» **JOB**
Exactly the lines from the line containing "Clone this table" through the line containing "boolean; rows: Row[]" are to be echoed, with both included and pictures left out.

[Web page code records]
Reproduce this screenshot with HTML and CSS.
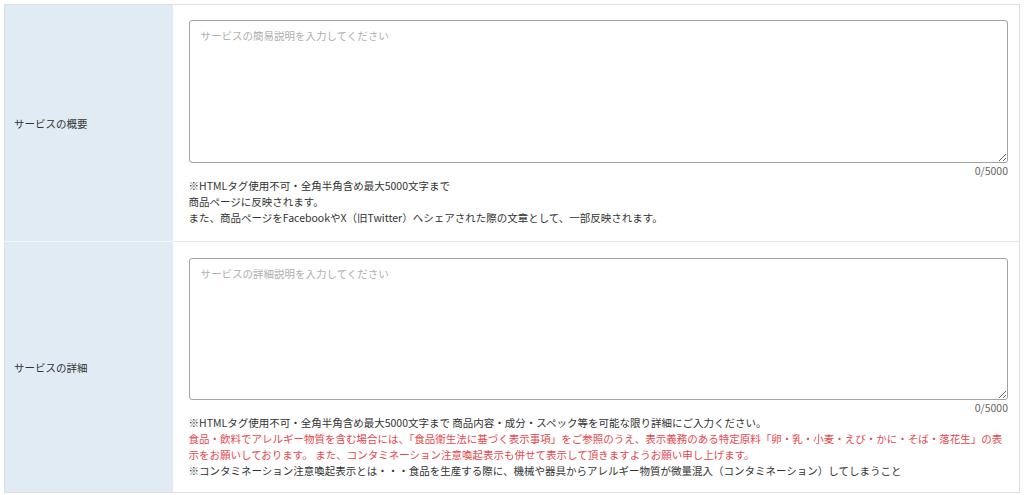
FILE: index.html
```
<!DOCTYPE html>
<html lang="ja">
<head>
<meta charset="utf-8">
<link rel="stylesheet" href="styles.css">
</head>
<body>
<div class="wrap">
  <table class="form">
    <tr class="row row-1">
      <th class="label">サービスの概要</th>
      <td class="field">
        <textarea class="input input-1" placeholder="サービスの簡易説明を入力してください"></textarea>
        <div class="count">0/5000</div>
        <div class="notes">
          <p>※HTMLタグ使用不可・全角半角含め最大5000文字まで</p>
          <p>商品ページに反映されます。</p>
          <p>また、商品ページをFacebookやX（旧Twitter）へシェアされた際の文章として、一部反映されます。</p>
        </div>
      </td>
    </tr>
    <tr class="row row-2">
      <th class="label">サービスの詳細</th>
      <td class="field">
        <textarea class="input input-2" placeholder="サービスの詳細説明を入力してください"></textarea>
        <div class="count">0/5000</div>
        <div class="notes">
          <p>※HTMLタグ使用不可・全角半角含め最大5000文字まで 商品内容・成分・スペック等を可能な限り詳細にご入力ください。</p>
          <p class="warn">食品・飲料でアレルギー物質を含む場合には、「食品衛生法に基づく表示事項」をご参照のうえ、表示義務のある特定原料「卵・乳・小麦・えび・かに・そば・落花生」の表示をお願いしております。 また、コンタミネーション注意喚起表示も併せて表示して頂きますようお願い申し上げます。</p>
          <p>※コンタミネーション注意喚起表示とは・・・食品を生産する際に、機械や器具からアレルギー物質が微量混入（コンタミネーション）してしまうこと</p>
        </div>
      </td>
    </tr>
  </table>
</div>
</body>
</html>
```
FILE: styles.css
```
* { box-sizing: border-box; }
html, body { margin: 0; padding: 0; background: #fff; }
body {
  font-family: "Noto Sans CJK JP", "Noto Sans", sans-serif;
  font-size: 10.5px;
  color: #333;
}
.wrap { padding: 4px 4px 0 4px; }
.form {
  width: 1016px;
  border-collapse: collapse;
  border: 1px solid #dedede;
}
.row + .row { border-top: 1px solid #e6e6e6; }
.label {
  width: 168px;
  background: #e1ebf4;
  text-align: left;
  font-weight: normal;
  padding: 0 0 0 9px;
  vertical-align: middle;
  border-right: 0;
}
.row + .row .label { border-top: 1px solid #f3f6fa; }
.field {
  padding: 15px 11px 15px 16px;
  vertical-align: top;
}
.row-2 .field { padding-top: 16px; padding-bottom: 13px; }
.input {
  display: block;
  width: 100%;
  margin: 0;
  border: 1px solid #a3a3a3;
  border-radius: 3px;
  padding: 7px 11px;
  font-family: inherit;
  font-size: 10.5px;
  color: #333;
  resize: vertical;
  background: #fff;
}
.input-1 { height: 143px; }
.input-2 { height: 142px; }
.input::placeholder { color: #b0b0b0; }
.count {
  text-align: right;
  color: #666;
  line-height: 15px;
}
.notes p {
  margin: 0;
  line-height: 16px;
}
.notes .warn { color: #e5484d; }
```
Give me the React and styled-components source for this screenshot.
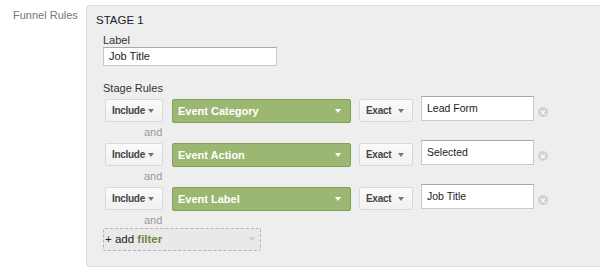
import React from 'react';
import styled, { createGlobalStyle } from 'styled-components';

const Global = createGlobalStyle`
  body {
    margin: 0;
    background: #fff;
    font-family: "Liberation Sans", Arial, sans-serif;
    color: #333;
  }
`;

const Page = styled.div`
  display: flex;
  width: 600px;
  height: 274px;
  overflow: hidden;
`;

const SideLabel = styled.div`
  width: 86px;
  flex-shrink: 0;
  padding: 9px 0 0 13px;
  box-sizing: border-box;
  font-size: 11px;
  color: #777;
`;

const Panel = styled.section`
  margin-top: 5px;
  width: 530px;
  height: 262px;
  box-sizing: border-box;
  background: #eeeeee;
  border: 1px solid #dadada;
  border-right: none;
  border-radius: 4px 0 0 4px;
  padding: 7px 0 0 9px;
`;

const StageTitle = styled.div`
  font-size: 11.5px;
  color: #222;
  line-height: 14px;
`;

const Field = styled.div`
  padding-left: 7px;
  margin-top: ${p => p.$top || 0}px;
`;

const FieldLabel = styled.div`
  font-size: 11px;
  color: #333;
  line-height: 13px;
`;

const TextInput = styled.div`
  width: ${p => p.$w}px;
  height: ${p => p.$h}px;
  box-sizing: border-box;
  background: #fff;
  border: 1px solid #c8c8c8;
  border-top-color: #a8a8a8;
  font-size: 11px;
  color: #222;
  padding: 0 0 1px 5px;
  display: flex;
  align-items: center;
`;

const Rules = styled.div`
  margin-top: 1px;
  display: flex;
  flex-direction: column;
`;

const Row = styled.div`
  display: flex;
  align-items: flex-start;
`;

const Btn = styled.div`
  width: ${p => p.$w}px;
  height: 23px;
  margin-top: 3px;
  margin-left: ${p => p.$ml || 0}px;
  box-sizing: border-box;
  background: linear-gradient(#fafafa, #f1f1f1);
  border: 1px solid #d9d9d9;
  border-radius: 2px;
  font-size: 10px;
  letter-spacing: -0.3px;
  font-weight: bold;
  color: #444;
  display: flex;
  align-items: center;
  justify-content: space-between;
  padding: 0 8px 0 6px;
`;

const Caret = styled.span`
  width: 0;
  height: 0;
  flex-shrink: 0;
  border-left: 3.5px solid transparent;
  border-right: 3.5px solid transparent;
  border-top: 4px solid ${p => p.$c || '#777'};
`;

const GreenSelect = styled.div`
  width: 179px;
  height: 24px;
  margin: 3px 0 0 9px;
  box-sizing: border-box;
  background: #9cb772;
  border: 1px solid #82a158;
  border-radius: 2px;
  font-size: 11px;
  font-weight: bold;
  color: #fff;
  display: flex;
  align-items: center;
  justify-content: space-between;
  padding: 0 9px 1px 5px;
`;

const ValueBox = styled(TextInput)`
  margin-left: 8px;
  font-size: 10.5px;
`;

const Clear = styled.span`
  width: 10px;
  height: 10px;
  margin: 11px 0 0 4px;
  border-radius: 50%;
  background: #d2d2d2;
  position: relative;
  &::before, &::after {
    content: '';
    position: absolute;
    left: 2px;
    top: 4.5px;
    width: 6px;
    height: 1px;
    background: #fff;
    transform: rotate(45deg);
  }
  &::after { transform: rotate(-45deg); }
`;

const And = styled.div`
  height: 17px;
  padding: 0 0 0 41px;
  font-size: 11px;
  color: #999;
  display: flex;
  align-items: center;
`;

const AddFilter = styled.div`
  width: 158px;
  height: 23px;
  box-sizing: border-box;
  border: 1px dashed #b5b5b5;
  border-radius: 2px;
  background: #e9e9e9;
  font-size: 11.5px;
  color: #222;
  display: flex;
  align-items: center;
  justify-content: space-between;
  padding: 0 5px 2px 1px;
  b { color: #6b8a45; font-weight: bold; }
`;

const rules = [
  { dim: 'Event Category', value: 'Lead Form' },
  { dim: 'Event Action', value: 'Selected' },
  { dim: 'Event Label', value: 'Job Title' },
];

export default function App() {
  return (
    <>
      <Global />
      <Page>
        <SideLabel>Funnel Rules</SideLabel>
        <Panel>
          <StageTitle>STAGE 1</StageTitle>
          <Field $top={7}>
            <FieldLabel>Label</FieldLabel>
            <TextInput $w={174} $h={19}>Job Title</TextInput>
          </Field>
          <Field $top={16}>
            <FieldLabel>Stage Rules</FieldLabel>
            <Rules>
              {rules.map(r => (
                <React.Fragment key={r.dim}>
                  <Row>
                    <Btn $w={58} $ml={2}>Include <Caret /></Btn>
                    <GreenSelect>{r.dim} <Caret $c="#fff" /></GreenSelect>
                    <Btn $w={54} $ml={8}>Exact <Caret /></Btn>
                    <ValueBox $w={113} $h={25}>{r.value}</ValueBox>
                    <Clear />
                  </Row>
                  <And>and</And>
                </React.Fragment>
              ))}
              <AddFilter>
                <span>+ add <b>filter</b></span>
                <Caret $c="#ccc" />
              </AddFilter>
            </Rules>
          </Field>
        </Panel>
      </Page>
    </>
  );
}
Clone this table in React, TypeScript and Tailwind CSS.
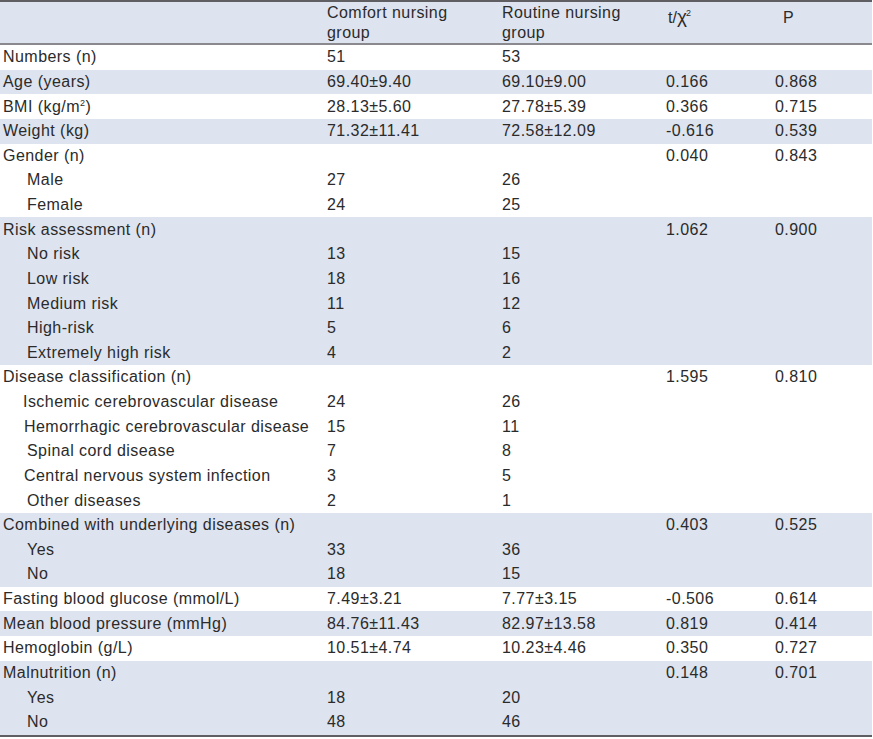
import React from "react";

type Row = {
  label: React.ReactNode;
  indent?: number;
  a?: string;
  b?: string;
  t?: string;
  p?: string;
};

type Group = { shaded: boolean; rows: Row[] };

const groups: Group[] = [
  { shaded: false, rows: [{ label: "Numbers (n)", a: "51", b: "53" }] },
  { shaded: true, rows: [{ label: "Age (years)", a: "69.40±9.40", b: "69.10±9.00", t: "0.166", p: "0.868" }] },
  {
    shaded: false,
    rows: [
      {
        label: (
          <>
            BMI (kg/m<sup className="text-[9px] -top-[6px]">2</sup>)
          </>
        ),
        a: "28.13±5.60",
        b: "27.78±5.39",
        t: "0.366",
        p: "0.715",
      },
    ],
  },
  { shaded: true, rows: [{ label: "Weight (kg)", a: "71.32±11.41", b: "72.58±12.09", t: "-0.616", p: "0.539" }] },
  {
    shaded: false,
    rows: [
      { label: "Gender (n)", t: "0.040", p: "0.843" },
      { label: "Male", indent: 27, a: "27", b: "26" },
      { label: "Female", indent: 27, a: "24", b: "25" },
    ],
  },
  {
    shaded: true,
    rows: [
      { label: "Risk assessment (n)", t: "1.062", p: "0.900" },
      { label: "No risk", indent: 27, a: "13", b: "15" },
      { label: "Low risk", indent: 27, a: "18", b: "16" },
      { label: "Medium risk", indent: 27, a: "11", b: "12" },
      { label: "High-risk", indent: 27, a: "5", b: "6" },
      { label: "Extremely high risk", indent: 27, a: "4", b: "2" },
    ],
  },
  {
    shaded: false,
    rows: [
      { label: "Disease classification (n)", t: "1.595", p: "0.810" },
      { label: "Ischemic cerebrovascular disease", indent: 23, a: "24", b: "26" },
      { label: "Hemorrhagic cerebrovascular disease", indent: 24, a: "15", b: "11" },
      { label: "Spinal cord disease", indent: 27, a: "7", b: "8" },
      { label: "Central nervous system infection", indent: 24, a: "3", b: "5" },
      { label: "Other diseases", indent: 27, a: "2", b: "1" },
    ],
  },
  {
    shaded: true,
    rows: [
      { label: "Combined with underlying diseases (n)", t: "0.403", p: "0.525" },
      { label: "Yes", indent: 27, a: "33", b: "36" },
      { label: "No", indent: 27, a: "18", b: "15" },
    ],
  },
  { shaded: false, rows: [{ label: "Fasting blood glucose (mmol/L)", a: "7.49±3.21", b: "7.77±3.15", t: "-0.506", p: "0.614" }] },
  { shaded: true, rows: [{ label: "Mean blood pressure (mmHg)", a: "84.76±11.43", b: "82.97±13.58", t: "0.819", p: "0.414" }] },
  { shaded: false, rows: [{ label: "Hemoglobin (g/L)", a: "10.51±4.74", b: "10.23±4.46", t: "0.350", p: "0.727" }] },
  {
    shaded: true,
    rows: [
      { label: "Malnutrition (n)", t: "0.148", p: "0.701" },
      { label: "Yes", indent: 27, a: "18", b: "20" },
      { label: "No", indent: 27, a: "48", b: "46" },
    ],
  },
];

export default function App() {
  return (
    <div
      className="w-[873px] h-[739px] bg-white text-[#2b2b2b]"
      style={{ fontFamily: '"Liberation Sans", Arial, sans-serif' }}
    >
      <div className="w-[872px] border-t-[2px] border-b-[2px] border-[#5f5f63] text-[16px] leading-[20px] tracking-[0.45px]">
        <div className="grid grid-cols-[323px_175px_164px_109px_101px] h-[43px] bg-[#dde3ef] border-b-[2px] border-[#8a8a8e]">
          <div />
          <div className="pl-[4px] pt-[1px]">
            Comfort nursing
            <br />
            group
          </div>
          <div className="pl-[4px] pt-[1px]">
            Routine nursing
            <br />
            group
          </div>
          <div className="pl-[6px] pt-[5px] tracking-normal">
            t/<span className="text-[19px] tracking-[-1px]">χ</span>
            <sup className="text-[9px] -top-[7px]">2</sup>
          </div>
          <div className="pl-[12px] pt-[6px]">P</div>
        </div>
        {groups.map((g, gi) => (
          <div key={gi} className={g.shaded ? "bg-[#dde3ef]" : "bg-white"}>
            {g.rows.map((r, ri) => (
              <div
                key={ri}
                className="grid grid-cols-[323px_175px_164px_109px_101px] h-[24.64px] items-center"
              >
                <div className="whitespace-nowrap" style={{ paddingLeft: r.indent ?? 3 }}>
                  {r.label}
                </div>
                <div className="pl-[4px]">{r.a}</div>
                <div className="pl-[4px]">{r.b}</div>
                <div className="pl-[4px]">{r.t}</div>
                <div className="pl-[4px]">{r.p}</div>
              </div>
            ))}
          </div>
        ))}
      </div>
    </div>
  );
}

» **CORRECT OUTPUT**
Clone this table in React, TypeScript and Tailwind CSS.
import React from "react";

type Row = {
  label: React.ReactNode;
  indent?: number;
  a?: string;
  b?: string;
  t?: string;
  p?: string;
};

type Group = { shaded: boolean; rows: Row[] };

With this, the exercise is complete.